## [INFORMATION SUPPLIED]
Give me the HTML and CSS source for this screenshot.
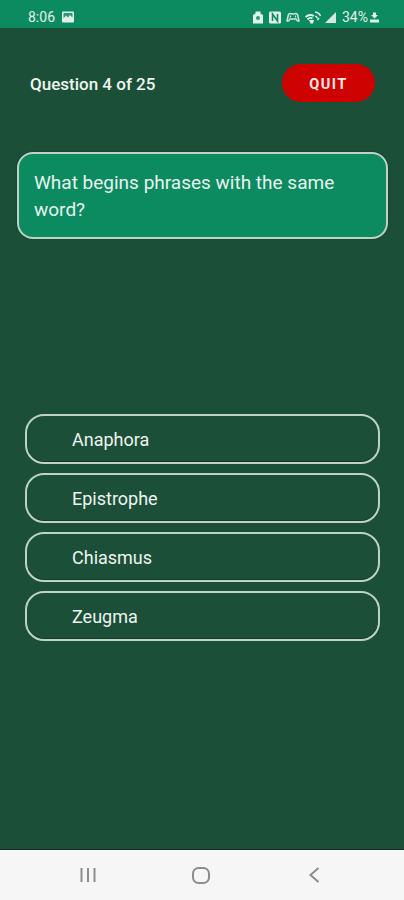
FILE: index.html
```html
<!DOCTYPE html>
<html>
	<head>
		<meta charset="utf-8" />
		<title>Quiz</title>
		<link rel="stylesheet" href="styles.css">
	</head>
	<body>
		<div class="phone">
			<div class="statusbar">
				<div class="status-left">
					<span>8:06</span>
					<svg class="ico" width="12" height="12" viewBox="0 0 12 12"><rect x="0" y="0.500" width="12" height="11" rx="1" fill="#e3f0ea"/><path d="M1.500 7.500 L4 4.500 L6 6.500 L8 4 L10.500 6.500 V2 H1.500 Z" fill="#2a9a74"/></svg>
				</div>
				<div class="status-right">
					<svg class="ico" width="10" height="13" viewBox="0 0 10 13"><path d="M2.500 0.500 H7.500 V2.500 L10 4 V12.500 H0 V4 L2.500 2.500 Z" fill="#e3f0ea"/><circle cx="5" cy="7" r="2" fill="#2a9a74"/></svg>
					<svg class="ico gap-n" width="12" height="13" viewBox="0 0 12 13"><rect x="0" y="0.500" width="12" height="12" rx="1.500" fill="#e3f0ea"/><path d="M3.500 10 V3 L8.500 10 V3" fill="none" stroke="#0c8a60" stroke-width="1.600"/></svg>
					<svg class="ico gap-c" width="14" height="12" viewBox="0 0 14 12"><path d="M1 10 L2.500 3.500 Q4 2 5.500 3 H8.500 Q10 2 11.500 3.500 L13 10 Q11.500 11 10 8 H4 Q2.500 11 1 10 Z" fill="none" stroke="#cfe5db" stroke-width="1.500"/><path d="M4.500 4.500 V6.500 M9.500 4.500 V6.500" stroke="#cfe5db" stroke-width="1.200"/></svg>
					<svg class="ico gap-w" width="16" height="13" viewBox="0 0 16 13"><path d="M0.500 6 Q4.500 2.500 9 5 M2.500 8.500 Q5 6 7.500 7.500" fill="none" stroke="#e3f0ea" stroke-width="1.800"/><path d="M4 9 H9 L8 12.500 H5.500 Z" fill="#e3f0ea"/><path d="M10 1 Q14 1.500 15.500 5 M10.500 5 L12.500 7 M12.500 9 L14 7" fill="none" stroke="#e3f0ea" stroke-width="1.500"/></svg>
					<svg class="ico gap-s" width="11" height="11" viewBox="0 0 11 11"><path d="M0 11 H11 V0 Z" fill="#d5e8df"/></svg>
					<span class="battery-text">34%</span>
					<svg class="ico" width="9" height="11" viewBox="0 0 9 11"><path d="M3 0.500 H6 V3 H8 L4.500 6.500 L1 3 H3 Z" fill="#e3f0ea"/><rect x="0" y="7.500" width="9" height="3" fill="#e3f0ea"/></svg>
				</div>
			</div>

			<div class="screen">
				<div class="topbar">
					<span class="counter">Question 4 of 25</span>
					<button class="quit">QUIT</button>
				</div>

				<div class="question">What begins phrases with the same word?</div>

				<ul class="answers">
					<li>Anaphora</li>
					<li>Epistrophe</li>
					<li>Chiasmus</li>
					<li>Zeugma</li>
				</ul>
			</div>

			<div class="navbar">
				<svg width="18" height="16" viewBox="0 0 18 16"><path d="M2.500 1 V15 M9 1 V15 M15.500 1 V15" stroke="#8d8d8d" stroke-width="2" fill="none"/></svg>
				<svg width="18" height="17" viewBox="0 0 18 17"><rect x="1" y="1" width="16" height="15" rx="5.500" stroke="#8d8d8d" stroke-width="2" fill="none"/></svg>
				<svg width="16" height="16" viewBox="0 0 16 16"><path d="M13.500 1 L5.500 8 L13.500 15" stroke="#8d8d8d" stroke-width="2" fill="none"/></svg>
			</div>
		</div>
	</body>
</html>
```

FILE: styles.css
```css
* {
	margin: 0;
	padding: 0;
	box-sizing: border-box;
}
body {
	font-family: Roboto, "Liberation Sans", sans-serif;
	background: #1c4f37;
}
li {
	list-style: none;
}
.phone {
	width: 404px;
	height: 900px;
	display: flex;
	flex-direction: column;
}
.statusbar {
	height: 28px;
	flex: none;
	padding: 6px 25px 0 28px;
	background: #0c8a60;
	color: #e3f0ea;
	font-size: 14px;
	display: flex;
	justify-content: space-between;
	align-items: center;
}
.status-left,
.status-right {
	display: flex;
	align-items: center;
}
.status-left {
	gap: 7px;
}
.status-right {
	gap: 2px;
}
.gap-n {
	margin-left: 4px;
}
.gap-c {
	margin-left: 3px;
}
.gap-w {
	margin-left: 3px;
}
.gap-s {
	margin-left: 2px;
}
.battery-text {
	margin-left: 4px;
}
.screen {
	flex: 1;
	background: #1c4f37;
	padding: 0 17px;
	border-bottom: 1px solid #0d2f20;
}
.topbar {
	height: 38px;
	margin-top: 36px;
	padding: 0 12px 0 13px;
	display: flex;
	justify-content: space-between;
	align-items: center;
}
.counter {
	padding-top: 1px;
	color: #eef5f1;
	font-size: 17px;
	font-weight: 500;
}
.quit {
	width: 93px;
	height: 38px;
	padding-top: 2px;
	border: none;
	border-radius: 19px;
	background: #cf0202;
	color: #f6e6e6;
	font-family: Roboto, "Liberation Sans", sans-serif;
	font-size: 14.500px;
	font-weight: 700;
	letter-spacing: 1.500px;
}
.question {
	margin-top: 50px;
	width: 371px;
	height: 87px;
	padding: 15px 15px 0;
	border: 2px solid #bed2c6;
	border-radius: 16px;
	background: #0c8a60;
	box-shadow: 0 0 2px rgba(0, 0, 0, 0.35);
	color: #e8f3ee;
	font-size: 19px;
	line-height: 27px;
}
.answers {
	margin-top: 175px;
	padding: 0 7px 0 8px;
	display: flex;
	flex-direction: column;
	gap: 9px;
}
.answers li {
	height: 50px;
	padding-left: 45px;
	border: 2px solid #bed2c6;
	border-radius: 19px;
	box-shadow: inset 0 -1px 0 #123a28;
	color: #eef5f1;
	font-size: 18px;
	display: flex;
	align-items: center;
}
.navbar {
	height: 50px;
	flex: none;
	padding: 0 83px 0 79px;
	background: #f6f6f6;
	display: flex;
	justify-content: space-between;
	align-items: center;
}
```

## [GOAL OF THE EXERCISE]
Give every line above again exactly, with no pictures.

## [PROBLEM SOLUTION]
Give me the HTML and CSS source for this screenshot.
FILE: index.html
```html
<!DOCTYPE html>
<html>
	<head>
		<meta charset="utf-8" />
		<title>Quiz</title>
		<link rel="stylesheet" href="styles.css">
	</head>
	<body>
		<div class="phone">
			<div class="statusbar">
				<div class="status-left">
					<span>8:06</span>
					<svg class="ico" width="12" height="12" viewBox="0 0 12 12"><rect x="0" y="0.500" width="12" height="11" rx="1" fill="#e3f0ea"/><path d="M1.500 7.500 L4 4.500 L6 6.500 L8 4 L10.500 6.500 V2 H1.500 Z" fill="#2a9a74"/></svg>
				</div>
				<div class="status-right">
					<svg class="ico" width="10" height="13" viewBox="0 0 10 13"><path d="M2.500 0.500 H7.500 V2.500 L10 4 V12.500 H0 V4 L2.500 2.500 Z" fill="#e3f0ea"/><circle cx="5" cy="7" r="2" fill="#2a9a74"/></svg>
					<svg class="ico gap-n" width="12" height="13" viewBox="0 0 12 13"><rect x="0" y="0.500" width="12" height="12" rx="1.500" fill="#e3f0ea"/><path d="M3.500 10 V3 L8.500 10 V3" fill="none" stroke="#0c8a60" stroke-width="1.600"/></svg>
					<svg class="ico gap-c" width="14" height="12" viewBox="0 0 14 12"><path d="M1 10 L2.500 3.500 Q4 2 5.500 3 H8.500 Q10 2 11.500 3.500 L13 10 Q11.500 11 10 8 H4 Q2.500 11 1 10 Z" fill="none" stroke="#cfe5db" stroke-width="1.500"/><path d="M4.500 4.500 V6.500 M9.500 4.500 V6.500" stroke="#cfe5db" stroke-width="1.200"/></svg>
					<svg class="ico gap-w" width="16" height="13" viewBox="0 0 16 13"><path d="M0.500 6 Q4.500 2.500 9 5 M2.500 8.500 Q5 6 7.500 7.500" fill="none" stroke="#e3f0ea" stroke-width="1.800"/><path d="M4 9 H9 L8 12.500 H5.500 Z" fill="#e3f0ea"/><path d="M10 1 Q14 1.500 15.500 5 M10.500 5 L12.500 7 M12.500 9 L14 7" fill="none" stroke="#e3f0ea" stroke-width="1.500"/></svg>
					<svg class="ico gap-s" width="11" height="11" viewBox="0 0 11 11"><path d="M0 11 H11 V0 Z" fill="#d5e8df"/></svg>
					<span class="battery-text">34%</span>
					<svg class="ico" width="9" height="11" viewBox="0 0 9 11"><path d="M3 0.500 H6 V3 H8 L4.500 6.500 L1 3 H3 Z" fill="#e3f0ea"/><rect x="0" y="7.500" width="9" height="3" fill="#e3f0ea"/></svg>
				</div>
			</div>

			<div class="screen">
				<div class="topbar">
					<span class="counter">Question 4 of 25</span>
					<button class="quit">QUIT</button>
				</div>

				<div class="question">What begins phrases with the same word?</div>

				<ul class="answers">
					<li>Anaphora</li>
					<li>Epistrophe</li>
					<li>Chiasmus</li>
					<li>Zeugma</li>
				</ul>
			</div>

			<div class="navbar">
				<svg width="18" height="16" viewBox="0 0 18 16"><path d="M2.500 1 V15 M9 1 V15 M15.500 1 V15" stroke="#8d8d8d" stroke-width="2" fill="none"/></svg>
				<svg width="18" height="17" viewBox="0 0 18 17"><rect x="1" y="1" width="16" height="15" rx="5.500" stroke="#8d8d8d" stroke-width="2" fill="none"/></svg>
				<svg width="16" height="16" viewBox="0 0 16 16"><path d="M13.500 1 L5.500 8 L13.500 15" stroke="#8d8d8d" stroke-width="2" fill="none"/></svg>
			</div>
		</div>
	</body>
</html>
```

FILE: styles.css
```css
* {
	margin: 0;
	padding: 0;
	box-sizing: border-box;
}
body {
	font-family: Roboto, "Liberation Sans", sans-serif;
	background: #1c4f37;
}
li {
	list-style: none;
}
.phone {
	width: 404px;
	height: 900px;
	display: flex;
	flex-direction: column;
}
.statusbar {
	height: 28px;
	flex: none;
	padding: 6px 25px 0 28px;
	background: #0c8a60;
	color: #e3f0ea;
	font-size: 14px;
	display: flex;
	justify-content: space-between;
	align-items: center;
}
.status-left,
.status-right {
	display: flex;
	align-items: center;
}
.status-left {
	gap: 7px;
}
.status-right {
	gap: 2px;
}
.gap-n {
	margin-left: 4px;
}
.gap-c {
	margin-left: 3px;
}
.gap-w {
	margin-left: 3px;
}
.gap-s {
	margin-left: 2px;
}
.battery-text {
	margin-left: 4px;
}
.screen {
	flex: 1;
	background: #1c4f37;
	padding: 0 17px;
	border-bottom: 1px solid #0d2f20;
}
.topbar {
	height: 38px;
	margin-top: 36px;
	padding: 0 12px 0 13px;
	display: flex;
	justify-content: space-between;
	align-items: center;
}
.counter {
	padding-top: 1px;
	color: #eef5f1;
	font-size: 17px;
	font-weight: 500;
}
.quit {
	width: 93px;
	height: 38px;
	padding-top: 2px;
	border: none;
	border-radius: 19px;
	background: #cf0202;
	color: #f6e6e6;
	font-family: Roboto, "Liberation Sans", sans-serif;
	font-size: 14.500px;
	font-weight: 700;
	letter-spacing: 1.500px;
}
.question {
	margin-top: 50px;
	width: 371px;
	height: 87px;
	padding: 15px 15px 0;
	border: 2px solid #bed2c6;
	border-radius: 16px;
	background: #0c8a60;
	box-shadow: 0 0 2px rgba(0, 0, 0, 0.35);
	color: #e8f3ee;
	font-size: 19px;
	line-height: 27px;
}
.answers {
	margin-top: 175px;
	padding: 0 7px 0 8px;
	display: flex;
	flex-direction: column;
	gap: 9px;
}
.answers li {
	height: 50px;
	padding-left: 45px;
	border: 2px solid #bed2c6;
	border-radius: 19px;
	box-shadow: inset 0 -1px 0 #123a28;
	color: #eef5f1;
	font-size: 18px;
	display: flex;
	align-items: center;
}
.navbar {
	height: 50px;
	flex: none;
	padding: 0 83px 0 79px;
	background: #f6f6f6;
	display: flex;
	justify-content: space-between;
	align-items: center;
}
```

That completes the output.